I wish we had both of them this week!

Nevertheless, Manning's career goes down with the best to have ever played the college game, no matter the color of his uniform. Fortunately for us, he wore orange. His accomplishments as a Volunteer have been properly documented and discussed, much like you would expect from a three-time All-America honoree and four-year starter.

The personal statistics built his resume, but it was his personality that built his legacy. Manning was always a team player, really a team player. He was brilliant. That shows now as he takes snaps for the Indianapolis Colts, walking from the huddle with a host of plays in his head and then reading the defense before selecting which one to call.

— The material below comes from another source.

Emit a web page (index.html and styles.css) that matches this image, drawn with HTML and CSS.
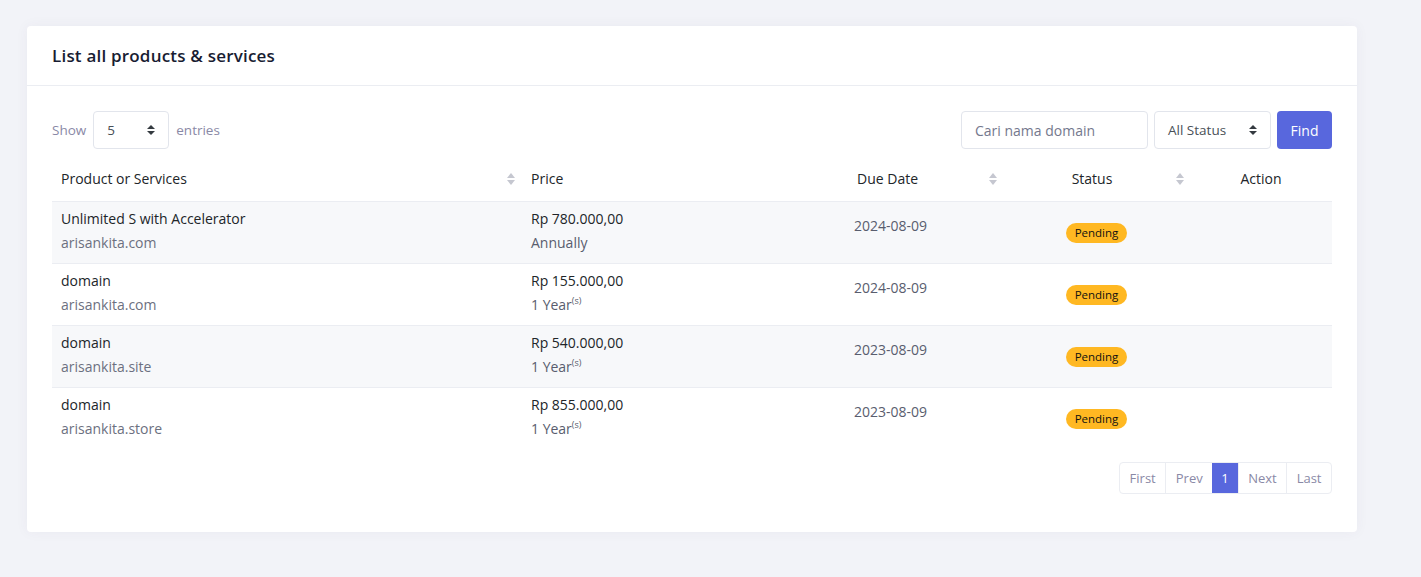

There may not be a better quarterback in the history of the National Football League who is as good at the line of scrimmage. Vol fans will remember he did the same thing here at UT.

For this rivalry, one Manning memory that sticks out in particular, although it happened at Legion Field in Birmingham in 1995, was when No. 16 took the snap inside the Alabama 5-yard line and faked the handoff. The defense took the bait, while Manning turned to his left side and trotted into the end zone on the naked bootleg to give the Vols a 21-0 lead on Alabama's turf. UT won that day 41-14.

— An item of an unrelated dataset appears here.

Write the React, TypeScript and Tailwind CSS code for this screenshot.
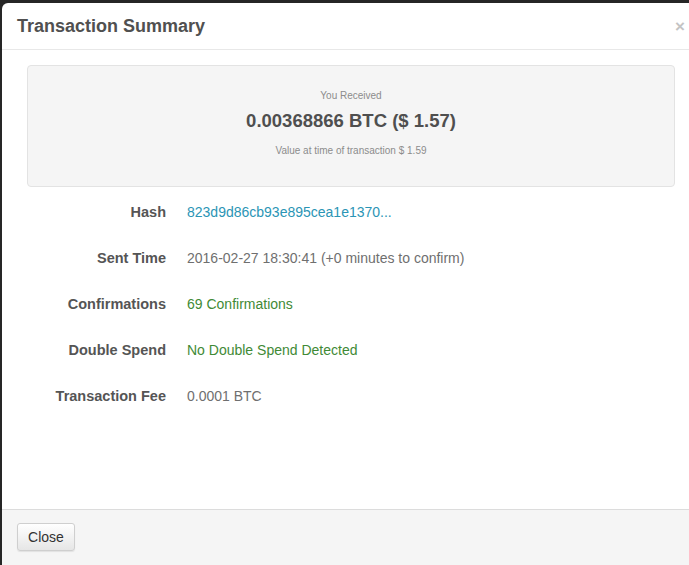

The ability to call his own shot is proof of how well he knows the game. Manning studied it even when he was here. He was always a real student of the game, making preparations and examining opponents' film. But the numbers and practicing don't tell us about Manning the individual.



He was a tremendous guy. He had so much self-confidence, and it showed on the practice and playing fields. Manning was always on the upbeat; never did you see the tall kid from Louisiana on a downer. Perhaps his successes had something to do with it, but most would credit his upbringing from parents Archie and Olivia.

Manning's family influences were strong. His father, of course, played professional football so Manning was familiar with the demands of high-profile athletics. He was extremely popular on campus as his fellow students often were caught star-gazing when he walked to class. Yet that never affected his personality; he remained a down-to-earth guy. It was, quite frankly, unbelievable how well he carried himself, even as a college guy, when he made his local and national media appearances. Again, it's that family trait.

Not only was Manning a tremendous football player and personality, he was one of the top ambassadors we've ever had at UT with his leadership and everything that he did -- and continues to do. That's the definition of legend.